A Colônia de Sacramento, iniciativa da Coroa, visa levar o domínio luso até o rio da Prata, considerado um limite natural, pois ninguém sabe ao certo onde passa a linha de Tordesilhas [2.1]. A bula papal criando o bispado do RJ (1676) reforça a pretensão ao dar-lhe jurisdição até o Prata. O regente d. Pedro confia a fundação de um posto avançado do império luso ao novo governador do RJ, Manoel Lobo. Este parte com 5 naves, 200 soldados, muitos indígenas e ergue (1680) o forte de Sacramento (h. cidade de Colonia, Uruguai), em frente a Buenos Aires. Os espanhóis intimam Lobo a retirar-se, cercam, atacam e tornam a posição. O conflito passa à esfera diplomática e leva ao Tratado de Lisboa (1681), que entrega Sacramento a Portugal. Em 1704 d. Pedro II, por pressão inglesa, interfere na Guerra da Sucessão Espanhola (1701-1714); em represália, a Espanha volta a tomar a Colônia, após 5 meses de cerco. Pelo 2º tratado de Utrecht (1715) a Colônia é portuguesa; mas, isolada do resto do Brasil, não prospera. Ao fundar Montevidéu (1726), Madri se adianta; colonos de Buenos Aires atacam de novo Sacramento (1735). Portugal conclui que a situação é insustentável. Trata de colonizar as terras ao norte: em 1742 funda o Porto dos Casais (hoje Porto Alegre), com 50 famílias de colonos açorianos; instala outras no litoral de SC.

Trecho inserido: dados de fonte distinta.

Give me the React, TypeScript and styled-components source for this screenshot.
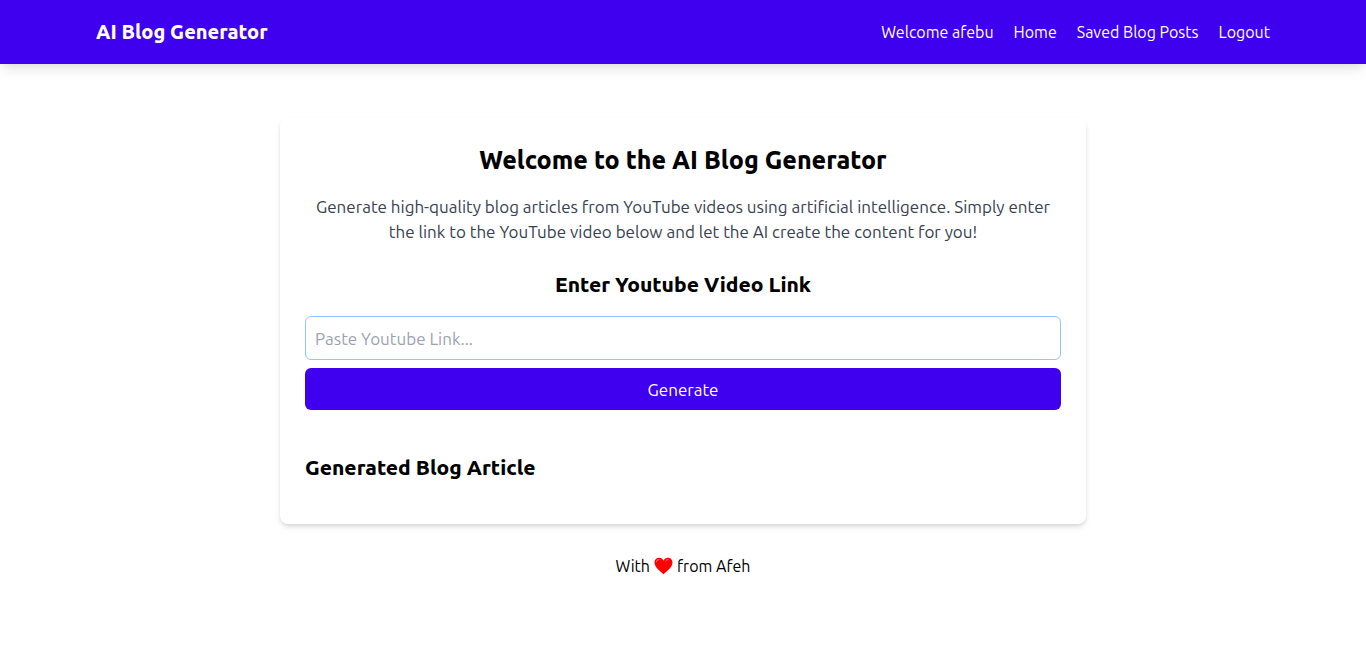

No Tratado de Madri (1750, negociado pelo santista Alexandre de Gusmão) prevalece o princípio do ut possidets (reconhecimento da posse efetiva): d. João V de Portugal cede Sacramento, mas garante vastos territórios na Amazônia, MT e ainda as 7 missões jesuítas da margem esquerda do Uruguai.
A disputa continua com a denúncia do tratado de Madri pela Espanha (1761), os tratados de El Prado (1762), Santo Idelfonso (1777) e Badajoz (1801), entremeados de combates. Ao final, a fronteira sul assume o contorno atual. Voltará a se conflagrar com a anexação da Banda Oriental por d. João VI e, após a independência, com as guerras Cisplatina e Platinas.